Domain Age Checker
Why age matters
Older domains are often more stable for SEO and resale, but always validate history (redirect chains, spam, drops).
What is a Domain Age Checker?
A Domain Age Checker tells you how long a domain has existed—usually based on registration dates (WHOIS) and/or first-seen signals (like crawl/index history). It’s basically: “Is this domain a seasoned adult… or a baby domain wearing a fake mustache?”
Domain age vs. domain history (not the same thing)
This part matters a lot: age is just a timestamp. What happened during that time is the real story.
- Domain age: how long since registration (or first observed existence).
- Domain history: what the domain was used for (niche changes, spam, redirects, drops, ownership swaps).
A 10-year-old domain can be clean and valuable—or a 10-year-old crime scene. Age alone won’t tell you.
Why older domains can be valuable
- Trust signals: older domains often have more consistent footprints (mentions, citations, natural links).
- Link equity potential: aged domains are more likely to have accumulated backlinks over time.
- Resale appeal: buyers tend to prefer domains with a long, stable timeline (especially for brand sites).
- Risk reduction (sometimes): domains that survived years without drama can be safer than fresh unknowns.
When domain age does NOT help you
- Expired + dropped domains: age might look old, but the domain may have been “reset” in practice.
- Repurposed domains: if it changed niche 5 times, age won’t save it.
- Redirect farms: domains used for 301 chains or parasite setups can carry baggage.
- Spam history: aged spam is still spam. Vintage trash is still trash.
What to validate (the “don’t get scammed” checklist)
- Redirect chains: check if the domain currently redirects, and whether it redirected in the past.

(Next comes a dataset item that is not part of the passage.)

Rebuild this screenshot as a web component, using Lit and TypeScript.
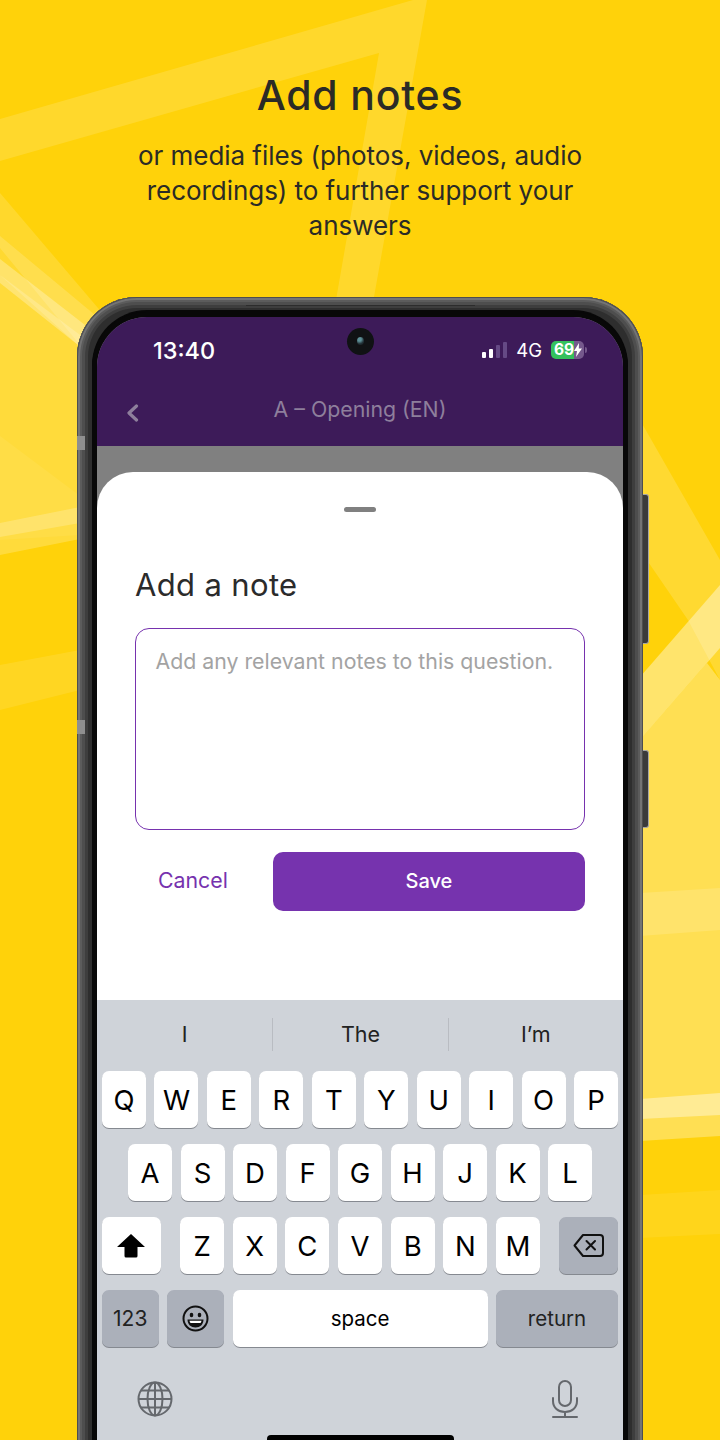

- Archive snapshots: confirm what the site looked like over time (topic consistency matters).
- Backlink profile: scan referring domains quality, anchor text, and link velocity spikes.
- Drop history: look for gaps where it expired or was parked for long periods.
- Indexing stability: if it struggles to stay indexed, that’s a red flag regardless of age.
How to interpret results from a Domain Age Checker
Different tools may show different “ages” depending on what they measure:
- WHOIS registration date: usually the best “official” baseline, but WHOIS privacy or changes can obscure it.
- First-seen date: when crawlers first discovered the domain—useful, but not always complete.
- Last updated date: often misleading (can change due to registrar updates, not real usage changes).
So if one tool says “2012” and another says “2016,” don’t panic—just confirm using multiple signals and the domain timeline.
Best use cases
- Domain investing: prioritize older, stable domains with clean history for resale.
- SEO planning: evaluate whether an aged domain is worth rebuilding or using for a brand project.
- Due diligence: avoid buying domains with hidden drops, spam, or redirect abuse.
Bottom line
Domain age can be a strong “stability hint,” but it’s not a magic ranking button. The smart play is: check age → verify history → audit backlinks → then decide. Old domains can be gold… or old problems.